摘要

The control of dispersity and size of metal particles deposited on substrate surface are always the major challenges for fabricating the efficient and stable metallic nanoparticles-decorated composite. Herein, we proposed a simple liquid-phase atomic layer deposition (L-ALD) method to obtain an atomic-layered MnO2 nanoparticles loaded palygorskite nanorod (MnO2@Pal), involving two-step procedures comprised of the solid-liquid interfacial reaction between organic manganese precursor and surface hydroxyl groups of palygorskite, and then a calcination treatment to activate surface Mn, which is used as a powerful adsorbent for recovery of REE ions from wastewater. The results show that MnO2@Pal has a desirable adsorption capacity of 66.80, 45.17 and 48.78 mg/g for different REEs of Ce3+, Eu3+ and Dy3+ respectively, rapid adsorption rate (achieve above 85% capacity within 20 min) and low residual concentration (below 1.0 ppm).
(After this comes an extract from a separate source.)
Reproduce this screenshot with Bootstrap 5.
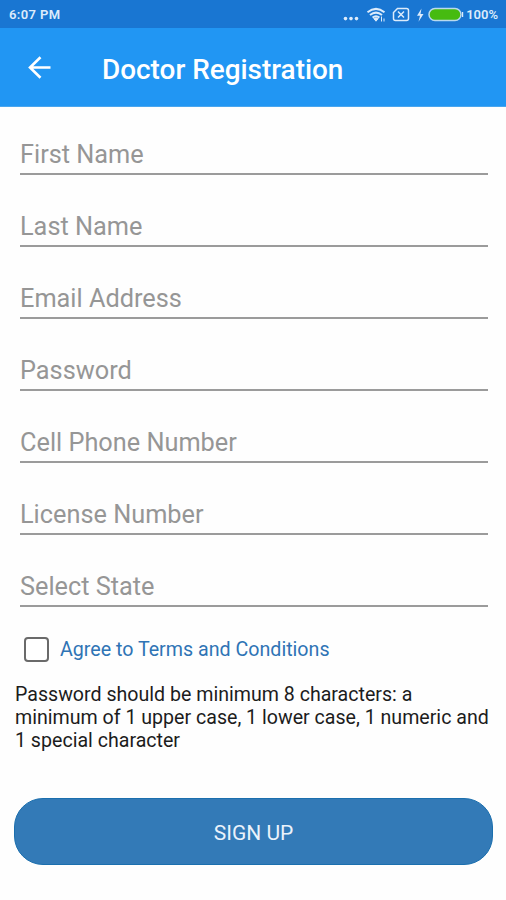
<!DOCTYPE html>
<html lang="en">
<head>
<meta charset="utf-8">
<meta name="viewport" content="width=device-width, initial-scale=1">
<title>Doctor Registration</title>
<link href="https://cdn.jsdelivr.net/npm/bootstrap@5.3.0/dist/css/bootstrap.min.css" rel="stylesheet">
<style>
  body { font-family: Roboto, "Liberation Sans", sans-serif; background: #fefefe; height: 900px; overflow: hidden; }
  .status-bar { height: 28px; background: #1976d2; color: #dcebfb; font-size: 13px; font-weight: 600; padding: 2px 8px 0 9px; }
  .status-bar svg { display: block; margin-right: 2px; }
  .clock { letter-spacing: .4px; }
  .app-bar { height: 79px; background: #2196f3; color: #fff; padding: 0 26px; border-bottom: 1px solid #4aa6ee; }
  .app-title { font-size: 27.9px; font-weight: 500; line-height: 32px; margin: 5px 0 0 50px; }
  .reg-form { padding: 0 13px 0 14px; }
  .fields { padding: 0 5px 0 6px; }
  .field { height: 72.1px; padding-bottom: 2.7px; border-bottom: 2px solid #9b9b9b; color: #969696; font-size: 25.3px; line-height: 30px; }
  .field:first-child { height: 67.5px; }
  .check-box { width: 25px; height: 25px; border: 2px solid #6a6a6a; border-radius: 3px; background: #fff; margin: 0; }
  .terms { color: #2f74b5; font-size: 19.65px; line-height: 24px; padding-top: 2px; }
  .agree { padding: 29px 0 0 10px; gap: 11px; }
  .hint { color: #1c1c1c; font-size: 19.6px; line-height: 23px; margin: 21px 0 0 1px; white-space: nowrap; }
  .btn-signup { --bs-btn-color: #eaf2fb; --bs-btn-bg: #337ab7; --bs-btn-border-color: #1b6fae; --bs-btn-border-width: 1px; height: 67px; border-radius: 29px; font-size: 21px; margin-top: 46px; padding: 9px 0 5px; }
</style>
</head>
<body>
<header>
  <div class="status-bar d-flex align-items-center justify-content-between">
    <span class="clock">6:07 PM</span>
    <div class="d-flex align-items-center">
      <svg width="124" height="24" viewBox="340 2 124 24" fill="none" stroke="#dcebfb">
        <g fill="#dcebfb" stroke="none"><circle cx="345.5" cy="17.6" r="1.8"/><circle cx="351" cy="17.6" r="1.8"/><circle cx="356.500" cy="17.600" r="1.800"/></g>
        <path d="M367.500 11.300Q376 4.500 384.500 11.300M370 14Q376 9.200 382 14M372.600 16.600Q376 14 379.400 16.600" stroke-width="2"/>
        <path d="M376 20.200l-2.200-2.600q2.200-1.500 4.400 0zM381.500 15.500v5M384 17.500v3" fill="#dcebfb" stroke-width="1"/>
        <path d="M397.500 7.500h9q2 0 2 2v8q0 2-2 2h-11q-2 0-2-2v-6z" stroke-width="1.500"/>
        <path d="M398 10.500l6 6m0-6l-6 6" stroke-width="1.500"/>
        <path d="M421.500 7.500l-4.500 7.200h3l-1.500 6 5-7.700h-3z" fill="#dcebfb" stroke="none"/>
        <rect x="429" y="7.500" width="32" height="12" rx="6" fill="#46bb10" stroke="#b9d9ee" stroke-width="1.500"/>
        <path d="M462.600 11v5" stroke-width="1.200"/>
      </svg>
      <span>100%</span>
    </div>
  </div>
  <nav class="app-bar d-flex align-items-center">
    <svg width="26" height="26" viewBox="0 0 26 26" fill="none" stroke="#fff" stroke-width="2.600"><path d="M14.500 3.200L4 13.500l10.500 10.300M3.500 13.500h21"/></svg>
    <h1 class="app-title">Doctor Registration</h1>
  </nav>
</header>
<main class="reg-form">
  <div class="fields">
    <div class="field d-flex align-items-end">First Name</div>
    <div class="field d-flex align-items-end">Last Name</div>
    <div class="field d-flex align-items-end">Email Address</div>
    <div class="field d-flex align-items-end">Password</div>
    <div class="field d-flex align-items-end">Cell Phone Number</div>
    <div class="field d-flex align-items-end">License Number</div>
    <div class="field d-flex align-items-end">Select State</div>
  </div>
  <div class="agree d-flex align-items-center">
    <input class="check-box form-check-input" type="checkbox" id="agree">
    <label class="terms" for="agree">Agree to Terms and Conditions</label>
  </div>
  <p class="hint">Password should be minimum 8 characters: a<br>minimum of 1 upper case, 1 lower case, 1 numeric and<br>1 special character</p>
  <button type="button" class="btn btn-signup w-100">SIGN UP</button>
</main>
<script src="https://cdn.jsdelivr.net/npm/bootstrap@5.3.0/dist/js/bootstrap.bundle.min.js"></script>
</body>
</html>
Full kinetic and isotherm analysis as well as thermodynamic study were also undertaken. Exciting, the MnO2@Pal exhibited an outstanding regeneration stability that almost no loss on adsorption capacity after 7 consecutive cycles accompanied by near 100% desorption ratio, overcoming the consistent deficiency for such kind composite adsorbent. These results provide a promising surface modification method for fabricating stable metal-modified composite.